High Speed Communication Links Based on Heterogeneous Chips

Optical links help connect the world. However, state-of-the-art optical-link technologies are struggling as people and businesses consume increasing amounts of information. Optical transceivers (which transmit and receive data) are particularly burdened as transmission rates intensify and data formatting techniques become more complex. The EU-funded COMb project has a plan: use a high-performing, cost-effective silicon nitride platform to integrate indium phosphide and lithium niobate — two key materials used extensively in telecommunications — and make ultra-high-speed transceivers. COMb will use many lines and the mode-lock technique so that lasers produce extremely fast pulses of light to transmit higher data rates and obtain higher symbol rates. However, the lines will need to be modulated as well. For this fast modulators are needed. The project will try to co-integrate the modulators with the III/V's. As such we can send more data because the modulators are faster than what is available now, but also since we modulate many different laserlines.
The aim is to integrate this modulators and co-blocks such that we can show this as a demonstrator to large telecom and datacom companies and convince them of the technology.

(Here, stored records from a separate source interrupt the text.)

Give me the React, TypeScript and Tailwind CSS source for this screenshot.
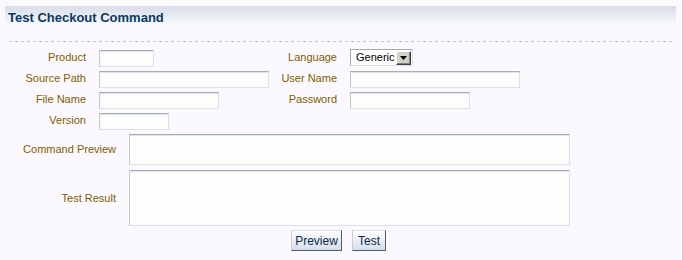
import React from "react";

const inputCls =
  "h-[17px] bg-[#fcfefc] border border-t-[#a5adb5] border-l-[#c3c8cf] border-r-[#dcdfe7] border-b-[#dcdfe7] shadow-[inset_0_1px_1px_#dfe3e6] outline-none px-1 text-[11px]";

function Label({ children, w }: { children: React.ReactNode; w: string }) {
  return <div className={`${w} shrink-0 text-right text-[11px] leading-[13px] text-[#7f5c00]`}>{children}</div>;
}

function Select() {
  return (
    <div className="flex h-[17px] w-[63px] items-center justify-between border border-t-[#a7a9ae] border-l-[#a7a9ae] border-r-[#dcdfe7] border-b-[#dcdfe7] bg-white pl-[5px] pr-px">
      <span className="text-[11px] leading-[13px] text-black">Generic</span>
      <div className="flex h-[14px] w-[15px] items-center justify-center border border-t-white border-l-white border-r-[#404040] border-b-[#404040] bg-[#d4d0c8] shadow-[inset_-1px_-1px_0_#808080]">
        <svg width="7" height="4" viewBox="0 0 7 4">
          <path d="M0 0h7L3.5 4z" fill="#000" />
        </svg>
      </div>
    </div>
  );
}

function Button({ children, w }: { children: React.ReactNode; w: string }) {
  return (
    <button
      className={`${w} h-[21px] border border-t-[#d9dee6] border-l-[#c9cfd8] border-r-[#4e5d6e] border-b-[#4e5d6e] bg-[linear-gradient(#ffffff,#d6deea)] text-[12px] leading-[14px] text-[#0c2a4c]`}
    >
      {children}
    </button>
  );
}

export default function App() {
  return (
    <div className="h-[260px] w-[683px] overflow-hidden border-r border-[#c9c9c9] bg-[#fbf9fd] pt-[6px] font-['Liberation_Sans',Arial,sans-serif]">
      <div className="ml-[5px] h-[17px] w-[671px] bg-[linear-gradient(#d9dde9,#f3f6fa)] pl-[3px] pt-[5px]">
        <h1 className="text-[13px] font-bold leading-[13px] text-[#0a3a5c]">Test Checkout Command</h1>
      </div>

      <div className="ml-[9px] mt-[18px] h-px w-[664px] bg-[repeating-linear-gradient(to_right,#c2c2ca_0_3px,transparent_3px_6px)]" />

      <div className="mt-[7px] flex flex-col gap-[4px]">
        <div className="flex h-[17px] items-center">
          <Label w="w-[86px]">Product</Label>
          <div className="ml-[13px] w-[170px]">
            <input className={`${inputCls} w-[55px]`} />
          </div>
          <Label w="w-[68px]">Language</Label>
          <div className="ml-[13px]">
            <Select />
          </div>
        </div>
        <div className="flex h-[17px] items-center">
          <Label w="w-[86px]">Source Path</Label>
          <div className="ml-[13px] w-[170px]">
            <input className={`${inputCls} w-[170px]`} />
          </div>
          <Label w="w-[68px]">User Name</Label>
          <div className="ml-[13px]">
            <input className={`${inputCls} w-[170px]`} />
          </div>
        </div>
        <div className="flex h-[17px] items-center">
          <Label w="w-[86px]">File Name</Label>
          <div className="ml-[13px] w-[170px]">
            <input className={`${inputCls} w-[120px]`} />
          </div>
          <Label w="w-[68px]">Password</Label>
          <div className="ml-[13px]">
            <input type="password" className={`${inputCls} w-[120px]`} />
          </div>
        </div>
        <div className="flex h-[17px] items-center">
          <Label w="w-[86px]">Version</Label>
          <div className="ml-[13px]">
            <input className={`${inputCls} w-[70px]`} />
          </div>
        </div>
      </div>

      <div className="mt-[5px] flex flex-col gap-[5px]">
        <div className="flex items-center">
          <Label w="w-[116px]">Command Preview</Label>
          <textarea className={`${inputCls} ml-[13px] h-[31px] w-[441px] resize-none`} />
        </div>
        <div className="flex items-center">
          <Label w="w-[116px]">Test Result</Label>
          <textarea className={`${inputCls} ml-[13px] h-[56px] w-[441px] resize-none`} />
        </div>
      </div>

      <div className="ml-[291px] mt-[4px] flex gap-[10px]">
        <Button w="w-[51px]">Preview</Button>
        <Button w="w-[34px]">Test</Button>
      </div>
    </div>
  );
}
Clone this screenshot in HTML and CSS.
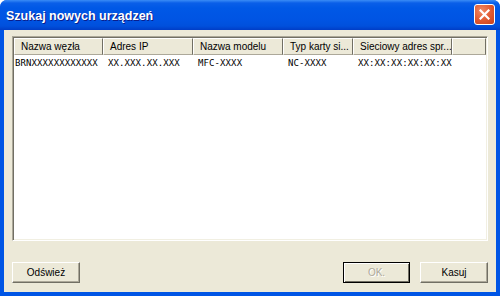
FILE: index.html
```html
<!DOCTYPE html>
<html lang="pl">
<head>
    <meta charset="UTF-8">
    <title>Szukaj nowych urządzeń</title>
    <link rel="stylesheet" href="styles.css">
</head>
<body>
    <div class="okno">
        <div class="pasek">
            <span class="tytul">Szukaj nowych urządzeń</span>
            <button class="zamknij" aria-label="Zamknij">
                <svg width="11" height="11" viewBox="0 0 11 11">
                    <path d="M1.5 1.5 L9.5 9.5 M9.5 1.5 L1.5 9.5" stroke="#fff" stroke-width="2.2" stroke-linecap="square"/>
                </svg>
            </button>
        </div>
        <div class="tresc">
            <div class="lista">
                <div class="wiersz naglowek">
                    <div class="kol">Nazwa węzła</div>
                    <div class="kol">Adres IP</div>
                    <div class="kol">Nazwa modelu</div>
                    <div class="kol">Typ karty si...</div>
                    <div class="kol">Sieciowy adres spr...</div>
                    <div class="kol"></div>
                </div>
                <div class="wiersz dane">
                    <div class="kom pierwsza">BRNXXXXXXXXXXXX</div>
                    <div class="kom">XX.XXX.XX.XXX</div>
                    <div class="kom">MFC-XXXX</div>
                    <div class="kom">NC-XXXX</div>
                    <div class="kom">XX:XX:XX:XX:XX:XX</div>
                    <div class="kom"></div>
                </div>
            </div>
            <div class="przyciski">
                <button class="przycisk">Odśwież</button>
                <div class="prawe">
                    <button class="przycisk domyslny" disabled>OK.</button>
                    <button class="przycisk">Kasuj</button>
                </div>
            </div>
        </div>
    </div>
</body>
</html>
```

FILE: styles.css
```css
body{
    margin: 0;
    font: 10px "Liberation Sans", sans-serif;
}
.okno{
    width: 500px;
    height: 296px;
    box-sizing: border-box;
    display: flex;
    flex-direction: column;
    background-color: #0055e5;
    border-radius: 7px 7px 0 0;
    overflow: hidden;
}
.pasek{
    height: 30px;
    flex-shrink: 0;
    display: flex;
    align-items: center;
    justify-content: space-between;
    padding: 0 5px 0 6px;
    background: linear-gradient(#3a8cf6 0, #0a5fe8 3px, #0058e6 8px, #0054e3 20px, #0050dc 26px, #003dc6 30px);
}
.tytul{
    color: white;
    font: bold 12.5px "Liberation Sans", sans-serif;
    text-shadow: 1px 1px 0 #0a1e8c;
    margin-top: 1px;
}
.zamknij{
    width: 21px;
    height: 21px;
    padding: 0;
    display: flex;
    align-items: center;
    justify-content: center;
    border: 1px solid white;
    border-radius: 3px;
    background: radial-gradient(circle at 35% 30%, #f08a66 0, #e0582f 55%, #c6411c 100%);
    margin-top: -2px;
}
.tresc{
    flex: 1;
    display: flex;
    flex-direction: column;
    justify-content: space-between;
    background-color: #ece9d8;
    margin: 0 4px 4px 4px;
    padding: 6px 8px 9px 8px;
}
.lista{
    height: 205px;
    box-sizing: border-box;
    background-color: white;
    border: 1px solid;
    border-color: #aca899 #fff #fff #aca899;
    box-shadow: inset 1px 1px 0 #716f64, inset -1px -1px 0 #f1efe2;
    padding: 1px;
}
.wiersz{
    display: grid;
    grid-template-columns: 89px 90px 90px 70px 99px 1fr;
}
.naglowek .kol{
    height: 15px;
    line-height: 15px;
    padding-left: 6px;
    background-color: #ece9d8;
    border-top: 1px solid white;
    border-left: 1px solid white;
    border-bottom: 1px solid #aca899;
    border-right: 1px solid #716f64;
    color: black;
    white-space: nowrap;
    overflow: hidden;
}
.dane .kom{
    height: 16px;
    line-height: 16px;
    padding-top: 3px;
    padding-left: 5px;
    white-space: nowrap;
    overflow: hidden;
    font: 9px "DejaVu Sans Mono", monospace;
    letter-spacing: 0.1px;
}
.dane .pierwsza{
    padding-left: 1px;
}
.przyciski{
    display: flex;
    justify-content: space-between;
}
.prawe{
    display: flex;
    gap: 10px;
}
.przycisk{
    width: 68px;
    height: 21px;
    padding: 0;
    background-color: #ece9d8;
    border: 1px solid;
    border-color: white #716f64 #716f64 white;
    box-shadow: inset -1px -1px 0 #aca899;
    font: 10px "Liberation Sans", sans-serif;
    color: black;
}
.domyslny{
    width: 67px;
    border: 1px solid #000;
    box-shadow: inset 1px 1px 0 white, inset -1px -1px 0 #716f64;
}
.przycisk:disabled{
    color: #aca899;
    text-shadow: 1px 1px 0 white;
}
```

In this project we further optimized the Mode-locked lasers for communication purposes. We have shown that we can now make these on a wafer scale using the micro-transfer printing method. For this we have used a commercial III/V foundry to make the amplifiers and saturable absorbers. The laser we have fabricated were the onset for an succesful application for an EIC transition grant. Moreover, withing the project we have also shown that we can print lithium niobate wafers (up to 1 cm) with a waferscale tool. These results have been the onset for a number of new projects as well as some bilateral projects. On top we are also in the process of writing two patent proposals.

We have managed to transfer 1 cm long lithium niobate coupons to a silicon photonic chip. This is the main achievement as there was a lot of criticism whether such long coupons could be transferred with the micro-transfer printing method
Secondly we have been able to transfer these coupons with a waferscale tool that really shows that we have found a credible way to integrate LN with CMOS compatible chips.